**Required task:**
Produce an exact copy of all the data below, dropping every image.

**Material provided:**

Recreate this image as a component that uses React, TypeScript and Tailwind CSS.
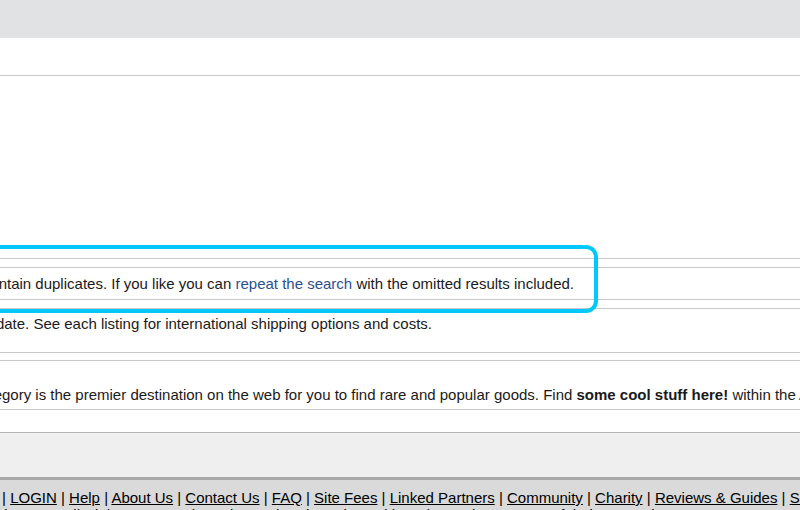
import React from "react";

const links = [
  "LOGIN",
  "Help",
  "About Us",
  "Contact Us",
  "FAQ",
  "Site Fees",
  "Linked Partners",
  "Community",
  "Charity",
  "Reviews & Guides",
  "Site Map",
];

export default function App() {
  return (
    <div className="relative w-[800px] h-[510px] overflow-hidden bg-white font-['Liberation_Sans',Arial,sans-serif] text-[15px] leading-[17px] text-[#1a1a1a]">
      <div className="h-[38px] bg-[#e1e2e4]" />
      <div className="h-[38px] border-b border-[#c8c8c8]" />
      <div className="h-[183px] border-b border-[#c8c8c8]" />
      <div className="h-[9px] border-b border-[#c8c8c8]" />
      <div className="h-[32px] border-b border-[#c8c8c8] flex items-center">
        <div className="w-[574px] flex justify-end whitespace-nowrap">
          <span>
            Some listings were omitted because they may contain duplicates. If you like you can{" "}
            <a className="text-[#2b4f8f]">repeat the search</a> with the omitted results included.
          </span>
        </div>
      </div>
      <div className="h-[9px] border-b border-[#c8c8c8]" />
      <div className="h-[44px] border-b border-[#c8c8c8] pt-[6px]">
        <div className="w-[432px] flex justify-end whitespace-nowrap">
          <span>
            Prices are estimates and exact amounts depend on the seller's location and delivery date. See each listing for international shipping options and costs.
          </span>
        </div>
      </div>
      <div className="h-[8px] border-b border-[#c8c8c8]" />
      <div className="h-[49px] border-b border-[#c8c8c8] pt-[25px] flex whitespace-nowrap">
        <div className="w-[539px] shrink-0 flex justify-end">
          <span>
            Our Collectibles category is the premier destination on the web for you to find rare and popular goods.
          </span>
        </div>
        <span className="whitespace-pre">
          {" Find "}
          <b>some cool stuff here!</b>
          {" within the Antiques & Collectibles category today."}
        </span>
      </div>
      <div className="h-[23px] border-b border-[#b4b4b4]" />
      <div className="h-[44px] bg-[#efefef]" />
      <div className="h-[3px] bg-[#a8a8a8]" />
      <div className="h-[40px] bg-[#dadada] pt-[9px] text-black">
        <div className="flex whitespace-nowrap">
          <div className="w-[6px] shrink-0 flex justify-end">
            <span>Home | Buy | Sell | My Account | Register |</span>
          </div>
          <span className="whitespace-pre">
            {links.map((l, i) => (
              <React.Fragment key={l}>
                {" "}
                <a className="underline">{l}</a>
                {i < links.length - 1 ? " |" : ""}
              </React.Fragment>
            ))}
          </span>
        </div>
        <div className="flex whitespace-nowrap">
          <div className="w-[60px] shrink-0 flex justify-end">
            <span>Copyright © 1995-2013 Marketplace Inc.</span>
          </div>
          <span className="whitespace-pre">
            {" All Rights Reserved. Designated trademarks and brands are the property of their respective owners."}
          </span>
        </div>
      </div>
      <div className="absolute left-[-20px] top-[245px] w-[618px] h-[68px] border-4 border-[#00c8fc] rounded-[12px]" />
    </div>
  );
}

**Problem solution:**
Recreate this image as a component that uses React, TypeScript and Tailwind CSS.
import React from "react";

const links = [
  "LOGIN",
  "Help",
  "About Us",
  "Contact Us",
  "FAQ",
  "Site Fees",
  "Linked Partners",
  "Community",
  "Charity",
  "Reviews & Guides",
  "Site Map",
];

export default function App() {
  return (
    <div className="relative w-[800px] h-[510px] overflow-hidden bg-white font-['Liberation_Sans',Arial,sans-serif] text-[15px] leading-[17px] text-[#1a1a1a]">
      <div className="h-[38px] bg-[#e1e2e4]" />
      <div className="h-[38px] border-b border-[#c8c8c8]" />
      <div className="h-[183px] border-b border-[#c8c8c8]" />
      <div className="h-[9px] border-b border-[#c8c8c8]" />
      <div className="h-[32px] border-b border-[#c8c8c8] flex items-center">
        <div className="w-[574px] flex justify-end whitespace-nowrap">
          <span>
            Some listings were omitted because they may contain duplicates. If you like you can{" "}
            <a className="text-[#2b4f8f]">repeat the search</a> with the omitted results included.
          </span>
        </div>
      </div>
      <div className="h-[9px] border-b border-[#c8c8c8]" />
      <div className="h-[44px] border-b border-[#c8c8c8] pt-[6px]">
        <div className="w-[432px] flex justify-end whitespace-nowrap">
          <span>
            Prices are estimates and exact amounts depend on the seller's location and delivery date. See each listing for international shipping options and costs.
          </span>
        </div>
      </div>
      <div className="h-[8px] border-b border-[#c8c8c8]" />
      <div className="h-[49px] border-b border-[#c8c8c8] pt-[25px] flex whitespace-nowrap">
        <div className="w-[539px] shrink-0 flex justify-end">
          <span>
            Our Collectibles category is the premier destination on the web for you to find rare and popular goods.
          </span>
        </div>
        <span className="whitespace-pre">
          {" Find "}
          <b>some cool stuff here!</b>
          {" within the Antiques & Collectibles category today."}
        </span>
      </div>
      <div className="h-[23px] border-b border-[#b4b4b4]" />
      <div className="h-[44px] bg-[#efefef]" />
      <div className="h-[3px] bg-[#a8a8a8]" />
      <div className="h-[40px] bg-[#dadada] pt-[9px] text-black">
        <div className="flex whitespace-nowrap">
          <div className="w-[6px] shrink-0 flex justify-end">
            <span>Home | Buy | Sell | My Account | Register |</span>
          </div>
          <span className="whitespace-pre">
            {links.map((l, i) => (
              <React.Fragment key={l}>
                {" "}
                <a className="underline">{l}</a>
                {i < links.length - 1 ? " |" : ""}
              </React.Fragment>
            ))}
          </span>
        </div>
        <div className="flex whitespace-nowrap">
          <div className="w-[60px] shrink-0 flex justify-end">
            <span>Copyright © 1995-2013 Marketplace Inc.</span>
          </div>
          <span className="whitespace-pre">
            {" All Rights Reserved. Designated trademarks and brands are the property of their respective owners."}
          </span>
        </div>
      </div>
      <div className="absolute left-[-20px] top-[245px] w-[618px] h-[68px] border-4 border-[#00c8fc] rounded-[12px]" />
    </div>
  );
}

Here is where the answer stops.